The Enforcement Act of 1871, the third Enforcement Act passed by Congress and also known as the Ku Klux Klan Act (formally, "An Act to enforce the Provisions of the Fourteenth Amendment to the Constitution of the United States, and for other Purposes"), made state officials liable in federal court for depriving anyone of their civil rights or the equal protection of the laws. It further made a number of the KKK's intimidation tactics into federal offenses, authorized the president to call out the militia to suppress conspiracies against the operation of the federal government, and prohibited those suspected of complicity in such conspiracies to serve on juries related to the Klan's activities. The Act also authorized the president to suspend the writ of habeas corpus if violence rendered efforts to suppress the Klan ineffective. It was passed at the request of Ulysses S. Grant.

==Aftermath==
As a response to the act, Klansmen in South Carolina were put on trial in front of juries made up of mainly African Americans. Amos T. Akerman was largely involved with the prosecutions of the Klansmen. He worked to make America aware of Klan violence and how much of a problem it was becoming. His work led to trials and to jail sentences of a few hundred Klan members. Many others who were put on trial either fled or were only given a warning. By 1872, the Klan as an organization had been officially broken.

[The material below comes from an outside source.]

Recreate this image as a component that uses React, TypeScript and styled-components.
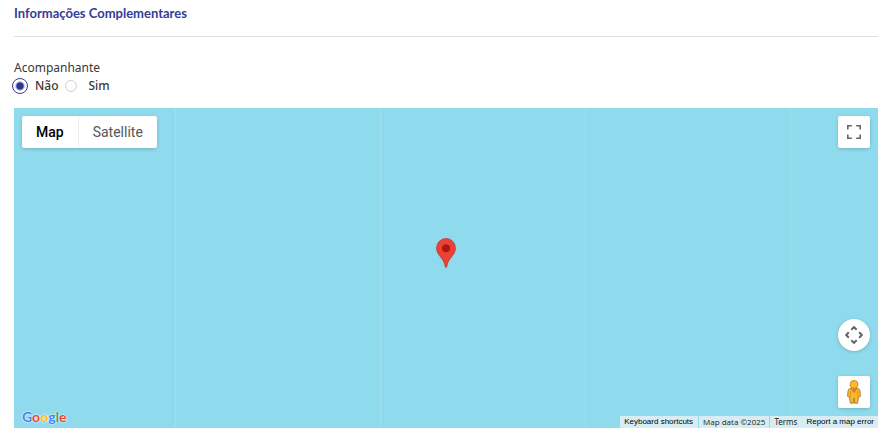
import React, { useState } from "react";
import styled, { createGlobalStyle } from "styled-components";

const GlobalStyle = createGlobalStyle`
  *, *::before, *::after { box-sizing: border-box; }
  body { margin: 0; background: #fff; }
  button, input { font: inherit; margin: 0; }
`;

const Page = styled.main`
  padding: 3px 11px 0 14px;
  font-family: "Noto Sans", sans-serif;
  color: #383838;
`;

const SectionTitle = styled.h2`
  margin: 0;
  padding-bottom: 13px;
  border-bottom: 1px solid #dedede;
  font-family: Lato, sans-serif;
  font-size: 13px;
  font-weight: 700;
  line-height: 20px;
  color: #343d98;
`;

const Companion = styled.fieldset`
  margin: 0;
  padding: 23px 0 12px;
  border: 0;
  min-width: 0;
`;

const Legend = styled.legend`
  float: left;
  width: 100%;
  padding: 0;
  font-size: 12px;
  line-height: 16px;
`;

const Options = styled.div`
  clear: both;
  display: flex;
  align-items: center;
  height: 20px;
  margin-left: -2px;
`;

const Option = styled.label`
  display: flex;
  align-items: center;
  gap: 7px;
  margin-right: 6px;
  font-size: 12px;
  font-weight: 500;
  line-height: 16px;
`;

const Radio = styled.input`
  appearance: none;
  width: 12px;
  height: 12px;
  margin-right: 5px;
  border: 1px solid #d0d0d0;
  border-radius: 50%;
  background: #fff;
  &:checked {
    width: 16px;
    height: 16px;
    margin-right: 0;
    border-color: #343d98;
    background: radial-gradient(circle, #2c3593 0 3px, #fff 5px);
  }
`;

const MapArea = styled.section`
  position: relative;
  display: flex;
  flex-direction: column;
  justify-content: space-between;
  min-height: 320px;
  background: #90daee repeating-linear-gradient(90deg, transparent 0 204px, #9fdfee 204px 205px) -43px 0 / calc(100% + 43px) 100% no-repeat;
`;

const MapTop = styled.div`
  display: flex;
  justify-content: space-between;
  padding: 8px;
`;

const MapTypes = styled.div`
  display: flex;
  height: 32px;
  border-radius: 2px;
  background: #fff;
  box-shadow: 0 1px 4px -1px rgba(0, 0, 0, 0.3);
`;

const MapType = styled.button<{ $active: boolean }>`
  padding: 0 14px 1px;
  border: 0;
  background: transparent;
  font-family: Roboto, sans-serif;
  font-size: 14px;
  line-height: 30px;
  font-weight: ${(p) => (p.$active ? 500 : 400)};
  color: ${(p) => (p.$active ? "#000" : "#565656")};
  & + & { border-left: 1px solid #eee; }
`;

const Control = styled.button<{ $round?: boolean }>`
  display: grid;
  place-items: center;
  width: 32px;
  height: 32px;
  padding: 0;
  border: 0;
  border-radius: ${(p) => (p.$round ? "50%" : "2px")};
  background: #fff;
  box-shadow: 0 1px 4px -1px rgba(0, 0, 0, 0.3);
`;

const Marker = styled.svg`
  position: absolute;
  left: 50%;
  top: 50%;
  transform: translate(-50%, -100%);
`;

const MapBottom = styled.div`
  display: flex;
  flex-direction: column;
`;

const SideControls = styled.div`
  display: flex;
  flex-direction: column;
  align-self: flex-end;
  gap: 25px;
  padding-right: 8px;
`;

const Footer = styled.footer`
  display: flex;
  align-items: flex-end;
  justify-content: space-between;
  height: 20px;
  padding-left: 8px;
`;

const Logo = styled.a`
  align-self: flex-start;
  font-family: Lato, sans-serif;
  font-size: 14px;
  font-weight: 700;
  line-height: 18px;
  text-decoration: none;
  text-shadow: 0 0 1px #fff, 0 0 2px #fff;
`;

const Letter = styled.span<{ $color: string }>`
  color: ${(p) => p.$color};
`;

const Credits = styled.div`
  display: flex;
  gap: 1px;
  height: 12px;
  font-size: 8px;
  line-height: 12px;
  color: #222;
  white-space: nowrap;
`;

const Credit = styled.span`
  padding: 0 4px;
  font-family: "Open Sans", sans-serif;
  background: #d7edf3;
`;

const Shortcuts = styled.button`
  padding: 0 5px 0 4px;
  border: 0;
  background: #d7edf3;
  font-family: "Liberation Sans", Arial, sans-serif;
  font-size: 8px;
  line-height: 12px;
  color: #000;
`;

const Links = styled.nav`
  display: flex;
  gap: 9px;
  padding: 0 4px;
  background: #d7edf3;
`;

const CreditLink = styled.a<{ $plain?: boolean }>`
  color: ${(p) => (p.$plain ? "#000" : "#222")};
  text-decoration: none;
  font-family: ${(p) => (p.$plain ? '"Liberation Sans", Arial, sans-serif' : '"Noto Sans", sans-serif')};
`;

const brand = [
  ["G", "#4285f4"], ["o", "#ea4335"], ["o", "#fbbc05"],
  ["g", "#4285f4"], ["l", "#34a853"], ["e", "#ea4335"],
];

export default function App() {
  const [companion, setCompanion] = useState("nao");
  const [view, setView] = useState("Map");
  return (
    <>
      <GlobalStyle />
      <Page>
        <SectionTitle>Informações Complementares</SectionTitle>
        <Companion>
          <Legend>Acompanhante</Legend>
          <Options>
            <Option>
              <Radio type="radio" name="companion" checked={companion === "nao"} onChange={() => setCompanion("nao")} />
              Não
            </Option>
            <Option>
              <Radio type="radio" name="companion" checked={companion === "sim"} onChange={() => setCompanion("sim")} />
              Sim
            </Option>
          </Options>
        </Companion>
        <MapArea aria-label="Map">
          <MapTop>
            <MapTypes>
              {["Map", "Satellite"].map((name) => (
                <MapType key={name} type="button" $active={view === name} onClick={() => setView(name)}>{name}</MapType>
              ))}
            </MapTypes>
            <Control type="button" aria-label="Toggle fullscreen view">
              <svg width="14" height="14" viewBox="0 0 14 14" fill="none" stroke="#666" strokeWidth="1.6">
                <path d="M.8 4.6V.8H4.8M9.2 .8H13.2V4.6M13.2 9.4V13.2H9.2M4.8 13.2H.8V9.4" />
              </svg>
            </Control>
          </MapTop>
          <Marker width="20" height="30" viewBox="0 0 20 30" aria-hidden="true">
            <path d="M10 .5A9.4 9.4 0 0 0 .6 9.9C.6 13 1.8 15.3 3.6 17.7C6.3 21.3 8.5 23.6 9.2 28.3Q9.4 29.5 10 29.5T10.8 28.3C11.5 23.6 13.7 21.3 16.4 17.7C18.2 15.3 19.4 13 19.4 9.9A9.4 9.4 0 0 0 10 .5Z" fill="#ea4335" stroke="#c5352c" strokeWidth=".8" />
            <circle cx="10" cy="10.3" r="4" fill="#b31412" />
          </Marker>
          <MapBottom>
            <SideControls>
              <Control type="button" $round aria-label="Map camera controls">
                <svg width="20" height="20" viewBox="0 0 20 20" fill="none" stroke="#666" strokeWidth="2">
                  <path d="M7.3 4.8L10 2.2L12.7 4.8M7.3 15.2L10 17.8L12.7 15.2M4.8 7.3L2.2 10L4.8 12.7M15.2 7.3L17.8 10L15.2 12.7" />
                </svg>
              </Control>
              <Control type="button" aria-label="Open Street View">
                <svg width="16" height="26" viewBox="0 0 16 26">
                  <path d="M4.2 9.5Q2.2 9.8 2 12L1.6 17Q1.7 18.2 3.5 18L4.4 24.2H7.4L8 19L8.6 24.2H11.6L12.5 18Q14.3 18.2 14.4 17L14 12Q13.8 9.8 11.8 9.5Z" fill="#fbb829" stroke="#a87b35" strokeWidth=".9" />
                  <path d="M4.5 9.4H11.5L8 14.2Z" fill="#e67827" />
                  <path d="M4.4 12V17.8M11.6 12V17.8" stroke="#c58a2b" strokeWidth=".7" />
                  <circle cx="8" cy="5.4" r="4" fill="#fbb829" stroke="#b58a3c" strokeWidth=".9" />
                </svg>
              </Control>
            </SideControls>
            <Footer>
              <Logo href="#google" aria-label="Google">
                {brand.map(([letter, color], i) => <Letter key={i} $color={color}>{letter}</Letter>)}
              </Logo>
              <Credits>
                <Shortcuts type="button">Keyboard shortcuts</Shortcuts>
                <Credit>Map data ©2025</Credit>
                <Links>
                  <CreditLink href="#terms">Terms</CreditLink>
                  <CreditLink href="#report" $plain>Report a map error</CreditLink>
                </Links>
              </Credits>
            </Footer>
          </MapBottom>
        </MapArea>
      </Page>
    </>
  );
}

The Enforcement Acts were a series of acts, but it was not until the Ku Klux Klan Act of 1871, the third Enforcement Act, that their regulations to protect black Americans, and to enforce the Fourteenth and Fifteenth Amendment to the United States Constitution were appreciably enforced and followed. It was only after the creation of the third Enforcement Act that trials were conducted, and perpetrators were convicted for any crimes they had committed in violation of the Enforcement Acts.

===Judicial interpretations===
After the Colfax massacre in Louisiana, the federal government brought a civil rights case against nine men (out of 97 indicted) who were accused of paramilitary activity intended to stop black people from voting. In United States v. Cruikshank (1876), the Court ruled that the federal government did not have the authority to prosecute the men because the Fourteenth and Fifteenth Amendments provide only for redress against state actors. However, in Ex Parte Yarbrough (1884) the Court allowed individuals who were not state actors to be prosecuted because Article I Section 4 of the Constitution gives Congress the power to regulate federal elections.

In Hodges v. United States (1906), the Court addressed a possible Thirteenth Amendment rationale for the Enforcement Acts, and found that the federal government did not have the authority to punish a group of men for interfering with black workers through whitecapping. Hodges v. United States would be overruled in Jones v. Alfred H. Mayer Co. some 50 years later, stating for the first time since Reconstruction that the federal government could criminalize racist acts by private actors.

===Later uses===
In 1964, the United States Department of Justice charged eighteen individuals under the Enforcement Act of 1870, with conspiring to deprive Michael Schwerner, James Chaney, and Andrew Goodman of their civil rights by murder because Mississippi officials refused to prosecute their killers for murder, a state crime. While the Supreme Court limited the Act, they did not fully repeal it. The resulting case, United States v. Price, would stand because state actors were involved.

On August 1, 2023, the Justice Department charged former president Donald Trump under the Enforcement Act of 1870, now 18 U.S.C. 241, in United States v. Donald Trump over his attempts to overturn the 2020 United States presidential election.